There is also a strong undercurrent of promoting social conformity, which we also find quite disturbing. For example, our neighbours are stuck on enforcing some artificial notions of "decency" on us even when its hot, whereas we just take off our clothes rather than conforming to their behaviour. If we were to encourage our children to conform to social expectations in this way we are fairly sure they would end up feeling obliged to appear "professional" as adults in any employment environment rather than feeling comfortable with the idea of being able to express their individuality by how they dress.

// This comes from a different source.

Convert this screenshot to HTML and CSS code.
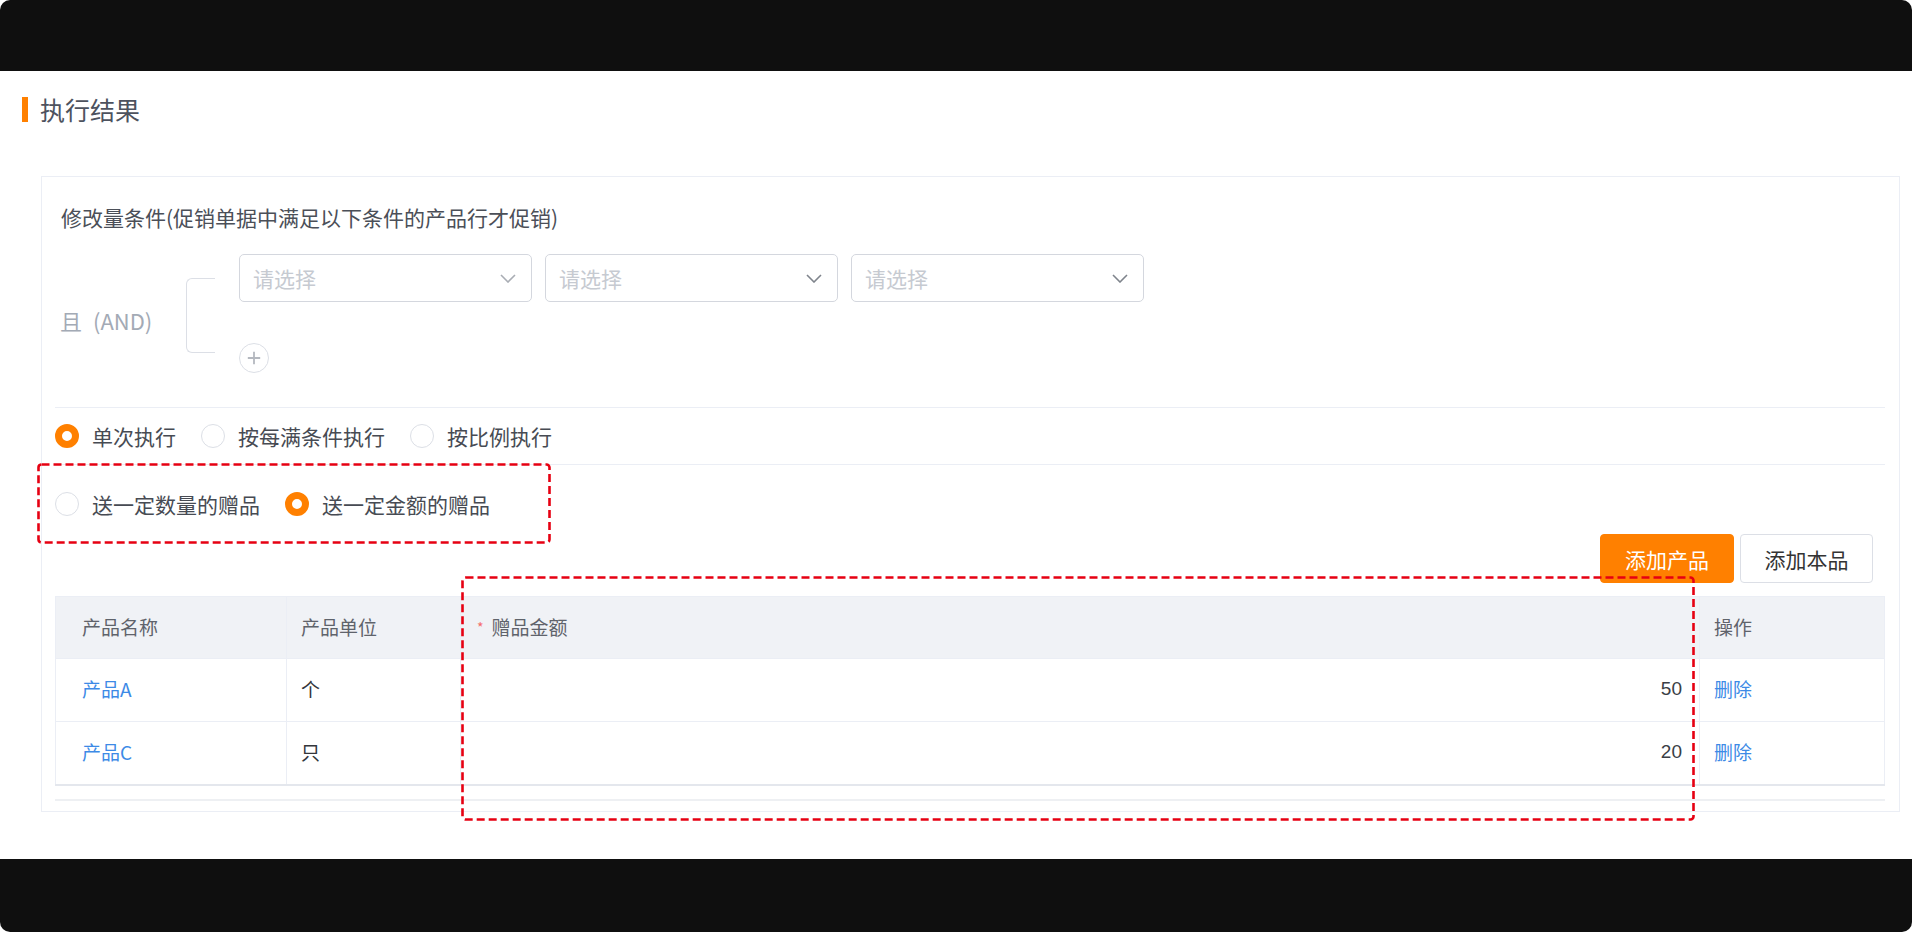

In sum, this book, despite being beautiful looking and being very easy to read, encourages self-sacrifice, unassertiveness and discourages individual self-reliance, teaching children that they should conform to the expectations of others rather than making their own decisions, and to appear like everyone else rather than standing out. In my grandparents Chinese culture they have a saying "The nail that sticks up must be hammered down" - and this is the dangerous social message that this book encourages.
This is a great book!  Apr 10, 2008
This is a book about sharing and not being arrogant and proud. I think it's a great message. It makes sense that the rainbow fish should share something good with his friends rather than keeping it greedily for himself and acting like he's above the other fish. I think the message is opposite of what the negative reviewers are saying - the message is that people will like you because you are a good person who shares, not because of what's on the outside.
The anti-value book  Apr 2, 2008
This book preaches conformity and enforces that different is bad. I will NOT allow my children to read this trash. Each and every person and animal on this planet is different, and for someone to actually waste the paper to publish a book like this absolutely disgusts me. Differences should be accepted or even celebrated. This book teaches the very opposite.
What a waste.
Terrible, Terrible Lessons for Children  Mar 4, 2008
Rainbow Fish in concept doesn't actually start out badly right could have been a nice little "morality play" about vanity and pride and how to be considerate of others while celebrating what makes you glitter, literally or figuratively. But that's not where Marcus Pfister chooses to go with it at all. True, at the beginning the little fish is not a very nice or sympathetic character, and does nothing to mitigate the envy of other fish towards his glittery scales. But the lesson he is taught by the octopus is just wrong in so, so many ways! I don't know what is more of a problem for me. Is it...

1) The idea that having something unique and special about you in and of itself makes you deserving of scorn and hatred (as opposed to how you choose to act because of or in spite of that uniqueness).

2) That you should "buy" yourself friends

3) That the only way to make friends if you are unique or different is to shed what is unique to fit in and stop inviting envy

4) That you should give into whatever peers and friends want from you and demand of you, just to get them to like you

5) That you should be ashamed or apologetic about your natural talents and inner or outer beauty

To those who say that it's just about "sharing" and those of us who don't like the book are reading too much into it, I respond that there are some children who process learning very deeply from books... I know because my 5 year old is one of them. I rely greatly on books (good ones..not like this one) when she is facing a crisis like friend trouble, a developmental block like potty learning, a struggle like a death in the family, a fear like her first haircut. I ask for recommendations and read books until I find one that is supportive, but subtle so that she can draw from it what she needs. I shutter to think what messages about peer pressure and self-deprication she would draw from this. She is VERY much perceptive enough, as has been for many years, to draw these negative messages from this book, and I would never want that to color her relationships with other kids or adults.

There are incredibly good books out there about sharing.. one of my favorites is "How Kind" by Mary Murphy.

Please, please don't read Rainbow Fish to your kids or anyone else's.
This is a wonderful story!  Feb 26, 2008
PLEASE do not listen to the negative reviews about this book. I am so glad I didn't! This is a great story for children about the importance of sharing and being kind to others. For the life of me, I cannot understand how people can write about communism and politics in reference to this book. It is utterly ridiculous. My daughter is 4 and she loves this book. She talks about how it makes the rainbow fish feel nice to be able to share with his friends. What more could I ask for out of a book? I almost didn't buy this book b/c of the reviews, and it was my daughter who asked me to get it. She had read it in her preschool class. I am glad I listened to my 4 year old over many of the adults who wrote a review. Clearly, she is able to see this book for what it is: a simple story about sharing and kindness. Enjoy!